The Central Bank of Nigeria, Securities and Exchange Commission and the Nigerian deposits insurance corporation will all benefit from the findings of this study. This is because it will examine the effect of audit fees and auditor tenure on the quality of earnings, and hence, stimulate and guide policy makers and regulators in policy formulation and regulations in order to safeguard the interests of vast stakeholders in the Nigerian banking industry. That is, the findings of this study will serve as an input to regulators.

Similarly, the accounting professional bodies will find this study critical in that it will show whether their members are complying with the ethical code of conduct set by them. Therefore, the study will provide empirical evidence on the effect of audit fees and audit tenure on the quality of earnings of the Nigerian banks.

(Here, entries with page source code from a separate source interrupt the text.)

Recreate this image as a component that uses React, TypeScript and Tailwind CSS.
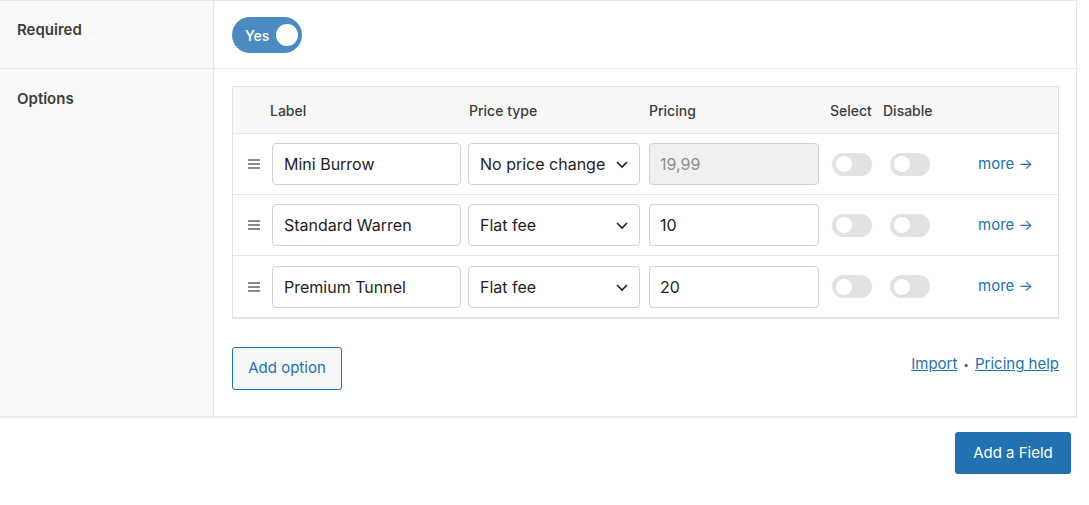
import React from "react";

const Toggle = () => (
  <div className="w-[40px] h-[23px] rounded-full bg-[#e2e2e2] flex items-center px-[4px]">
    <div className="w-[16px] h-[16px] rounded-full bg-white" />
  </div>
);

const Chevron = () => (
  <svg width="14" height="14" viewBox="0 0 14 14" fill="none" stroke="#1e1e1e" strokeWidth="1.6"><path d="M2 5l5 5 5-5" /></svg>
);

const rows = [
  { label: "Mini Burrow", type: "No price change", price: "19,99", disabled: true },
  { label: "Standard Warren", type: "Flat fee", price: "10" },
  { label: "Premium Tunnel", type: "Flat fee", price: "20" },
];

export default function App() {
  return (
    <div className="w-[1089px] h-[505px] bg-white text-[#1e1e1e]" style={{ fontFamily: "Inter, 'Noto Sans', sans-serif" }}>
      <div className="w-[1077px] border-r border-t border-[#e8e8e8] border-b-2">
        <div className="flex h-[68px] border-b border-[#e8e8e8]">
          <div className="w-[214px] shrink-0 bg-[#f9f9f9] border-r border-[#e8e8e8] pl-[17px] pt-[18px] text-[15px] font-semibold text-[#3c3c3c]">Required</div>
          <div className="pl-[18px] pt-[16px]">
            <div className="w-[70px] h-[36px] rounded-full bg-[#4c8bc2] flex items-center justify-between pl-[13px] pr-[4px]">
              <span className="text-white text-[14px] font-medium">Yes</span>
              <div className="w-[22px] h-[22px] rounded-full bg-white" />
            </div>
          </div>
        </div>
        <div className="flex h-[347px]">
          <div className="w-[214px] shrink-0 bg-[#f9f9f9] border-r border-[#e8e8e8] pl-[17px] pt-[19px] text-[15px] font-semibold text-[#3c3c3c]">Options</div>
          <div className="pl-[18px] pt-[17px] w-[845px]">
            <div className="border border-[#e2e2e2] border-b-2">
              <div className="h-[47px] bg-[#f8f8f8] border-b border-[#e8e8e8] flex items-center text-[14px] font-medium text-[#3c3c3c]">
                <div className="w-[37px]" />
                <div className="w-[199px]">Label</div>
                <div className="w-[180px]">Price type</div>
                <div className="w-[181px]">Pricing</div>
                <div className="w-[53px]">Select</div>
                <div>Disable</div>
              </div>
              {rows.map((r, i) => (
                <div key={i} className={`h-[61px] flex items-center ${i < 2 ? "border-b border-[#e8e8e8]" : ""}`}>
                  <div className="w-[39px] flex justify-center pl-[2px]">
                    <svg width="14" height="12" viewBox="0 0 14 12" stroke="#666" strokeWidth="1.6"><path d="M1 2h12M1 6h12M1 10h12" /></svg>
                  </div>
                  <div className="w-[189px] h-[42px] border border-[#cfd1da] rounded-[4px] flex items-center px-[11px] text-[16px]">{r.label}</div>
                  <div className="w-[172px] ml-[7px] h-[42px] border border-[#cfd1da] rounded-[4px] flex items-center pl-[11px] pr-[10px] text-[16px] overflow-hidden">
                    <span className="flex-1 whitespace-nowrap overflow-hidden">{r.type}</span>
                    <Chevron />
                  </div>
                  <div className={`w-[170px] ml-[9px] h-[42px] border border-[#cfd1da] rounded-[4px] flex items-center px-[10px] text-[16px] ${r.disabled ? "bg-[#f0f0f1] text-[#8c8c8c]" : ""}`}>{r.price}</div>
                  <div className="ml-[13px]"><Toggle /></div>
                  <div className="ml-[18px]"><Toggle /></div>
                  <div className="ml-[48px] text-[#2271b1] text-[15px]">more →</div>
                </div>
              ))}
            </div>
            <div className="flex items-center justify-between mt-[28px]">
              <button className="h-[43px] w-[110px] border border-[#2271b1] rounded-[3px] bg-[#f6f7f7] text-[#2271b1] text-[15px]">Add option</button>
              <div className="text-[15px] text-[#2271b1] flex items-center gap-[6px] -mt-[8px]">
                <span className="underline">Import</span><span className="text-[#555] text-[10px]">•</span><span className="underline">Pricing help</span>
              </div>
            </div>
          </div>
        </div>
      </div>
      <div className="flex justify-end pr-[18px] pt-[14px]">
        <button className="h-[42px] w-[116px] rounded-[3px] bg-[#2271b1] text-white text-[15px]">Add a Field</button>
      </div>
    </div>
  );
}
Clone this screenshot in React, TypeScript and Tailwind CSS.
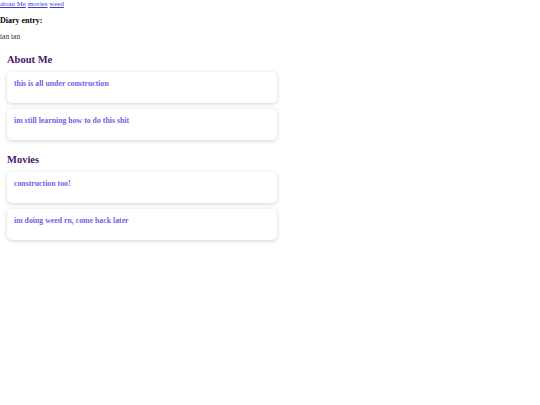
const sections = [
  {
    title: "About Me",
    entries: ["this is all under construction", "im still learning how to do this shit"],
  },
  {
    title: "Movies",
    entries: ["construction too!", "im doing weed rn, come back later"],
  },
];

function Card({ text }: { text: string }) {
  return (
    <div className="h-[31px] w-[270px] rounded-[5px] bg-white px-[7px] pt-[7px] shadow-[0_1px_4px_rgba(0,0,0,0.18)]">
      <h4 className="text-[7.8px] font-bold leading-[10px] text-[#7b5ce6]">{text}</h4>
    </div>
  );
}

export default function App() {
  return (
    <div className="min-h-[405px] w-[540px] bg-white font-['Liberation_Serif',serif] text-black">
      <nav className="flex h-[9px] gap-[2px] text-[6.8px] leading-[7px]">
        <a href="#" className="text-[#3b3bd9] underline">about Me</a>
        <a href="#" className="text-[#3b3bd9] underline">movies</a>
        <a href="#" className="text-[#3b3bd9] underline">weed</a>
      </nav>
      <h4 className="mt-[7px] text-[8px] font-bold leading-[9px]">Diary entry:</h4>
      <p className="mt-[7px] text-[7.5px] leading-[9px] text-[#333]">tan tan</p>

      <div className="px-[7px]">
        {sections.map((s, i) => (
          <section key={s.title} className={i === 0 ? "mt-[12px]" : "mt-[13px]"}>
            <h2 className="text-[10.5px] font-bold leading-[14px] text-[#4a1669]">{s.title}</h2>
            <div className="mt-[5px] flex flex-col gap-[6px]">
              {s.entries.map((e) => (
                <Card key={e} text={e} />
              ))}
            </div>
          </section>
        ))}
      </div>
    </div>
  );
}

Lastly, this study will adds value to the existing literature on auditors‟ independence in the Nigerian context with special reference to banking sector. Hence, researchers and student will benefit from this study.  

1.6       Scope of the Study

This study is restricted to the Nigerian banking industry and covers the period of seven years 2006-2012. This period is informed by the fact that it is immediately after the banking sector consolidation, which is when the banking sector witnessed intensive regulations and reforms. On the other hand, it is the period that some banks suffered crises that involved management‟s unethical practices. Nigerian banking sector is selected because it offers a unique context to study earnings management and auditor independence. The study covers and considers total audit fees, audit firm tenure and large reputable audit firm as auditor‟s independence proxy, while discretionary accruals (loan loss provisions) are used to proxy earnings management.